Some current employees are still with the company, working to establish a completely new operation by the end of 2024. This process entails constructing every element from scratch, including technology infrastructure, product selection, and fulfillment logistics.

Recent updates from G2G to consultants indicate that it is closely reviewing all facets of the company’s community framework, product range, and earning potential. It appears unlikely that previous teams and consultants will play the same roles in the new organization.

The shifting landscape of the beauty industry poses additional challenges, further complicating the relaunch.

As stakeholders including former employees and brand advocates watch closely, the future of Beautycounter remains ambiguous, with many questioning whether the brand can successfully navigate these tumultuous waters and revitalize its mission.

The Consequences of the Beautycounter Controversy

The fallout from the Beautycounter controversy has been profound, affecting various stakeholders including consultants, distributors, and loyal customers. Many Beautycounter consultants and distributors found themselves losing significant income as the brand’s reputation crumbled amidst the turmoil.

Many individuals relying on Beautycounter products for their livelihood faced an uncertain future. One Beautycounter seller, Renee Hill, has filed a lawsuit against the company. Ms. Hill was the primary earner for her family, with an annual income of $177,000 from selling Beautycounter products; however, she now only makes $19,000. The loss of earnings has made some reconsider their future roles in an environment laden with MLM companies that may no longer provide the same support.

Renee Hill beautycounter

With the Beautycounter website undergoing changes and the potential selling of certain Beautycounter assets, it became increasingly difficult for the team to maintain control over their messaging to consumers. Many advocates have reported feeling disenfranchised, sharing concerns over diminishing profit opportunities and the possibility of losing their jobs in the process.

As discussions surrounding the upheaval continue, the brand’s trajectory remains muddied, with stakeholders pondering whether it can effectively reclaim its mission of providing clean products in the competitive beauty market. Beautycounter’s legacy and the hopes of so many people now rest on the uncertain outcome of their restructuring efforts within an increasingly challenging landscape.

As Beautycounter works towards its relaunch under G2G, the repercussions of this controversy will linger, shaping the future of how independent sellers approach their opportunities in the clean beauty sector and beyond.

What Can We Learn From the Beautycounter Controversy?
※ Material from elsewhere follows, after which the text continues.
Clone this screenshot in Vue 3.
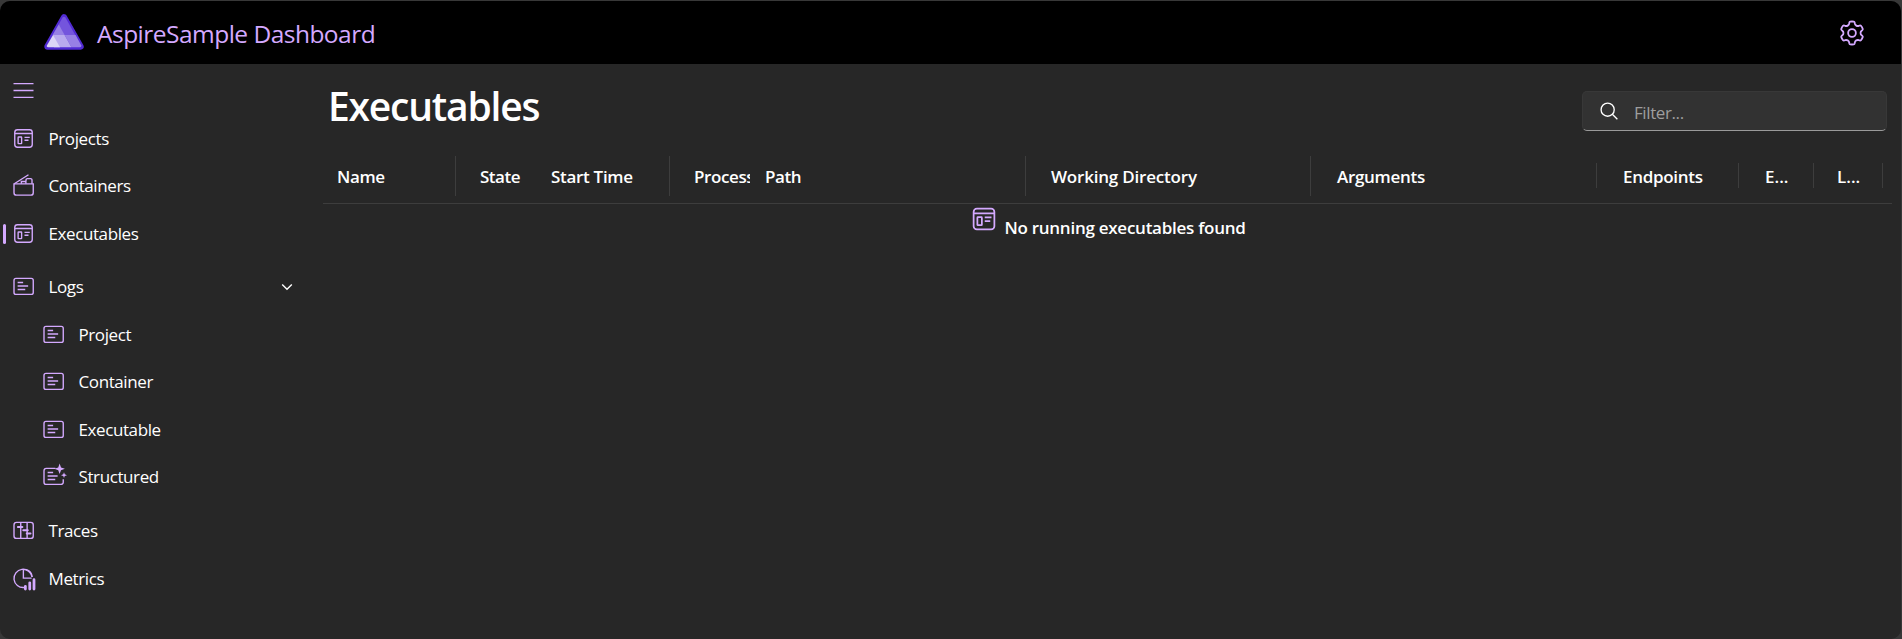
<script setup>
const topLinks = [
  { label: 'Projects', icon: 'app' },
  { label: 'Containers', icon: 'box' },
  { label: 'Executables', icon: 'app', active: true },
  { label: 'Logs', icon: 'log', gap: true, expandable: true },
  { label: 'Project', icon: 'log', child: true },
  { label: 'Container', icon: 'log', child: true },
  { label: 'Executable', icon: 'log', child: true },
  { label: 'Structured', icon: 'sparkle', child: true },
  { label: 'Traces', icon: 'trace', gap: true },
  { label: 'Metrics', icon: 'metrics' },
]
const columns = [
  { label: 'Name', cls: 'c-name tall' },
  { label: 'State', cls: 'c-state' },
  { label: 'Start Time', cls: 'c-start tall' },
  { label: 'Process', cls: 'c-process' },
  { label: 'Path', cls: 'c-path tall' },
  { label: 'Working Directory', cls: 'c-dir tall' },
  { label: 'Arguments', cls: 'c-args short' },
  { label: 'Endpoints', cls: 'c-end short' },
  { label: 'E...', cls: 'c-env short' },
  { label: 'L...', cls: 'c-logs short' },
]

// Six-toothed gear outline: one tooth profile rotated in 60 degree steps.
const turn = (x, y, deg) => {
  const a = (deg * Math.PI) / 180
  const px = 12 + x * Math.cos(a) - y * Math.sin(a)
  const py = 12 + x * Math.sin(a) + y * Math.cos(a)
  return `${px.toFixed(2)} ${py.toFixed(2)}`
}
const gearPath =
  [0, 60, 120, 180, 240, 300]
    .map((d, i) =>
      [
        `${i ? 'L' : 'M'}${turn(-2.15, -8.3, d)}`,
        `Q${turn(-2, -9, d)} ${turn(-1.4, -9.1, d)}`,
        `Q${turn(0, -9.3, d)} ${turn(1.4, -9.1, d)}`,
        `Q${turn(2, -9, d)} ${turn(2.15, -8.3, d)}`,
        `L${turn(2.25, -7.6, d)}`,
        `C${turn(2.5, -6.1, d)} ${turn(-2.5, -6.1, d + 60)} ${turn(-2.25, -7.6, d + 60)}`,
      ].join(''),
    )
    .join('') + 'Z'
</script>

<template>
  <div class="shell">
    <div class="window">
      <header class="topbar">
        <svg class="logo" viewBox="0 0 40 36">
          <path d="M20 3.2 36.6 32.6H3.4Z" fill="#512bd4" stroke="#512bd4" stroke-width="6.2" stroke-linejoin="round" />
          <path d="M18.6 3.6Q20 1.8 21.4 3.6L31.3 21H8.7Z" fill="#7455dd" />
          <path d="M14.8 10.6 20.6 21H8.7Z" fill="#9780e5" />
          <path d="M20.6 21H31.6L37.2 31.2Q37.8 33.2 36 33.2H27.4Z" fill="#9780e5" />
          <path d="M9 21H20.6L27.4 33.2H10Z" fill="#b9aaee" />
          <path d="M9 21 16 33.2H4Q2.2 33.2 2.9 31.4Z" fill="#dcd5f6" />
        </svg>
        <span class="brand">AspireSample Dashboard</span>
        <svg class="gear" viewBox="0 0 24 24">
          <path :d="gearPath" />
          <circle cx="12" cy="12" r="3.1" />
        </svg>
      </header>

      <div class="body">
        <nav class="sidebar">
          <svg class="burger" viewBox="0 0 20 20"><path d="M2 4.5h16M2 10h16M2 15.5h16" /></svg>
          <div
            v-for="link in topLinks"
            :key="link.label"
            class="link"
            :class="{ active: link.active, gap: link.gap, child: link.child }"
          >
            <svg class="icon" viewBox="0 0 20 20">
              <template v-if="link.icon === 'app'">
                <rect x="3" y="3" width="14" height="14" rx="2.2" />
                <path d="M3 6h14M10.8 9.1h4.2M10.8 11.4h3.2" />
                <rect x="5.7" y="8.8" width="2.8" height="5.3" rx=".3" />
              </template>
              <template v-else-if="link.icon === 'box'">
                <path d="M2.4 8.7h15.4v7a2 2 0 0 1-2 2H4.4a2 2 0 0 1-2-2Z" />
                <path d="M2.6 8.6 14 1.4M8.3 8.5V6.8h3.6v1.8M12 6.4V5.6a1.1 1.1 0 0 1 1.1-1.1h2.6a1.1 1.1 0 0 1 1.1 1.1v3" />
              </template>
              <template v-else-if="link.icon === 'log'">
                <rect x="2.4" y="3.5" width="15.4" height="12.8" rx="1.6" />
                <path d="M5.3 6.8h4.4M5.3 9.6h8.4M5.3 12.4h6.1" />
              </template>
              <template v-else-if="link.icon === 'sparkle'">
                <path d="M11.5 3.5H4.2A1.8 1.8 0 0 0 2.4 5.3v9.2a1.8 1.8 0 0 0 1.8 1.8H16a1.8 1.8 0 0 0 1.8-1.8v-2.4M5.3 6.8h4.4M5.3 9.6h8M5.3 12.4h6.1" />
                <path class="solid" d="M14.9-.4 16 2.7 19.1 3.8 16 4.9 14.9 8 13.8 4.9 10.7 3.8 13.8 2.7ZM18.4 6.6 19 8.2 20.8 8.9 19 9.6 18.4 11.2 17.8 9.6 16 8.9 17.8 8.2Z" />
              </template>
              <template v-else-if="link.icon === 'trace'">
                <rect x="2.4" y="3.5" width="15.4" height="12.8" rx="2" />
                <path d="M7.8 3.5v12.8M12.9 3.5v12.8" />
                <path class="thick" d="M5.5 7.1h3.6M9.8 9.7h3.6M12.6 12.4h3" />
              </template>
              <template v-else>
                <path d="M10.4 17.2A7.3 7.3 0 1 1 16.9 8.8" />
                <path d="M9.9 2.5V9.7h6.6" />
                <path d="M12 2.9a6.5 6.5 0 0 1 4.9 5.9" />
                <path class="bars" d="M11.5 16.2v2.2M15 13.4v5M18.4 10.9v7.5" />
              </template>
            </svg>
            <span class="text">{{ link.label }}</span>
            <svg v-if="link.expandable" class="chevron" viewBox="0 0 12 8"><path d="M1.2 1.4 6 6.2l4.8-4.8" /></svg>
          </div>
        </nav>

        <main class="content">
          <div class="heading">
            <h1>Executables</h1>
            <div class="filter">
              <svg class="search" viewBox="0 0 20 20"><circle cx="8.5" cy="8.5" r="7.3" /><path d="m13.7 13.7 5.6 5.4" /></svg>
              <span>Filter...</span>
            </div>
          </div>
          <div class="grid-head">
            <div v-for="col in columns" :key="col.label" class="cell" :class="col.cls">
              <span>{{ col.label }}</span>
            </div>
          </div>
          <div class="empty">
            <svg class="empty-icon" viewBox="0 0 24 24">
              <rect x="3.7" y="3.7" width="16.6" height="16.6" rx="2.6" />
              <path d="M3.7 7.4h16.6M12.6 10.7h5.4M12.6 13.6h4.4" />
              <rect x="6.7" y="10.5" width="3.6" height="6.4" rx=".4" />
            </svg>
            <span>No running executables found</span>
          </div>
        </main>
      </div>
    </div>
  </div>
</template>

<style>
html,
body {
  background: #383838;
  overflow: hidden;
}
</style>

<style scoped>
.shell {
  box-sizing: border-box;
  height: 639px;
  padding: 1px 1px 0 0;
  background: #383838;
  font-family: "Open Sans", "Noto Sans", sans-serif;
  font-size: 17px;
  color: #fff;
}
.window {
  height: 638px;
  border-radius: 10px;
  overflow: hidden;
  background: #272727;
}
svg {
  display: block;
  flex: none;
  fill: none;
  stroke: #d4a9ff;
  stroke-width: 1.1;
  overflow: visible;
}
.topbar {
  box-sizing: border-box;
  height: 63px;
  display: flex;
  align-items: center;
  padding: 0 34px 0 44px;
  background: #000;
}
.logo {
  width: 40px;
  height: 36px;
  margin-top: -2px;
  stroke: none;
}
.brand {
  margin-left: 13px;
  padding-top: 1px;
  font-size: 24.5px;
  letter-spacing: -0.52px;
  color: #d4a9ff;
}
.gear {
  width: 30px;
  height: 30px;
  margin-left: auto;
  stroke-width: 1.45;
}
.body {
  display: flex;
}
.sidebar {
  box-sizing: border-box;
  width: 313px;
  padding-top: 14px;
}
.burger {
  width: 25px;
  height: 25px;
  margin: 0 0 14.5px 11px;
}
.link {
  box-sizing: border-box;
  display: flex;
  align-items: center;
  height: 41.25px;
  margin-bottom: 6.25px;
  padding-left: 11px;
  border-radius: 4px;
  position: relative;
}
.link.gap {
  margin-top: 12.5px;
}
.link.child {
  padding-left: 41px;
}
.link.active::before {
  content: "";
  position: absolute;
  left: 3px;
  top: 11px;
  width: 3px;
  height: 20px;
  border-radius: 2px;
  background: #d4a9ff;
}
.icon {
  width: 25px;
  height: 25px;
}
.icon .solid {
  fill: #d4a9ff;
  stroke: none;
}
.icon .thick {
  stroke-width: 1.6;
  stroke-linecap: round;
}
.icon .bars {
  stroke-width: 2.2;
  stroke-linecap: round;
}
.text {
  margin-left: 12.5px;
  letter-spacing: -0.4px;
}
.chevron {
  width: 12px;
  height: 8px;
  margin-left: auto;
  margin-right: 20.5px;
  stroke: #fff;
  stroke-width: 1.4;
}
.content {
  width: 1569px;
  margin-left: 10px;
}
.heading {
  display: flex;
  justify-content: space-between;
  height: 87px;
}
h1 {
  margin: 14px 0 0 5px;
  font-size: 39px;
  line-height: 56px;
  font-weight: 600;
  letter-spacing: -1.2px;
}
.filter {
  box-sizing: border-box;
  display: flex;
  align-items: center;
  width: 305px;
  height: 40px;
  margin: 27px 5px 0 0;
  padding-left: 17px;
  border: 1px solid #383838;
  border-bottom-color: #9a9a9a;
  border-radius: 5px;
  background: #323232;
  color: #9e9e9e;
  letter-spacing: -0.4px;
}
.search {
  width: 18px;
  height: 18px;
  margin-right: 16px;
  stroke: #fff;
  stroke-width: 1.5;
}
.filter span {
  padding-top: 2px;
}
.grid-head {
  box-sizing: border-box;
  display: flex;
  height: 53px;
  padding-top: 5px;
  border-bottom: 1px solid #3d3d3d;
  font-weight: 600;
  letter-spacing: -0.4px;
}
.cell {
  box-sizing: border-box;
  flex: none;
  height: 40px;
  line-height: 41px;
  overflow: hidden;
  white-space: nowrap;
}
.tall {
  border-right: 1px solid #3d3d3d;
}
.short {
  height: 25px;
  line-height: 27px;
  margin-top: 7px;
  border-right: 1px solid #3d3d3d;
}
.c-name { width: 133px; padding-left: 14px; }
.c-state { width: 71px; padding-left: 24px; letter-spacing: -0.5px; }
.c-start { width: 143px; padding-left: 24px; letter-spacing: -0.3px; }
.c-process { width: 80px; padding-left: 24px; }
.c-process span { display: block; width: 56px; overflow: hidden; }
.c-path { width: 276px; padding-left: 15px; }
.c-dir { width: 285px; padding-left: 25px; letter-spacing: -0.2px; }
.c-args { width: 286px; padding-left: 26px; letter-spacing: -0.3px; }
.c-end { width: 142px; padding-left: 26px; letter-spacing: -0.3px; }
.c-env { width: 75px; padding-left: 26px; letter-spacing: 0; }
.c-logs { width: 69px; padding-left: 23px; letter-spacing: 0; }
.empty {
  display: flex;
  justify-content: center;
  font-weight: 600;
  letter-spacing: -0.26px;
}
.empty-icon {
  width: 30px;
  height: 30px;
  stroke-width: 1.4;
}
.empty span {
  margin-left: 5px;
  padding-top: 12px;
  line-height: 23px;
}
</style>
The Beautycounter controversy serves as a critical case study for business professionals, particularly in understanding the fragility of brand reputation and the potential consequences of mismanagement.

One of the lessons is the importance of transparent communication with stakeholders; when Carlyle approached Gregg Renfrew to sell Beautycounter products, the reaction from distributors and advocates highlighted a breach of trust that can have lasting effects on income and morale. Beautycounter distributors losing money illustrates the need for robust financial planning and a deep awareness of market dynamics.

As a business owner, you need to consider the ramifications on your business if you choose to bring in private equity or outside investors. While you may want to run your business in the same way, outside influences may want to see things done differently, in the same way that Carlyle wanted to change the commission structure for advocates and so undermining one of the key pillars of Beautycounter’s success.

The incident also reinforces the necessity of maintaining strong marketing materials that effectively communicate the brand’s mission while aligning with consumer values. Other brands operating in similar markets must take heed, ensuring they learn from Beautycounter’s missteps to protect their business from potential backlash and to safeguard their reputations.

Ultimately, the Beautycounter controversy serves as a poignant reminder to prioritize ethical practices and transparent relations with all stakeholders to navigate the complexities of brand management successfully.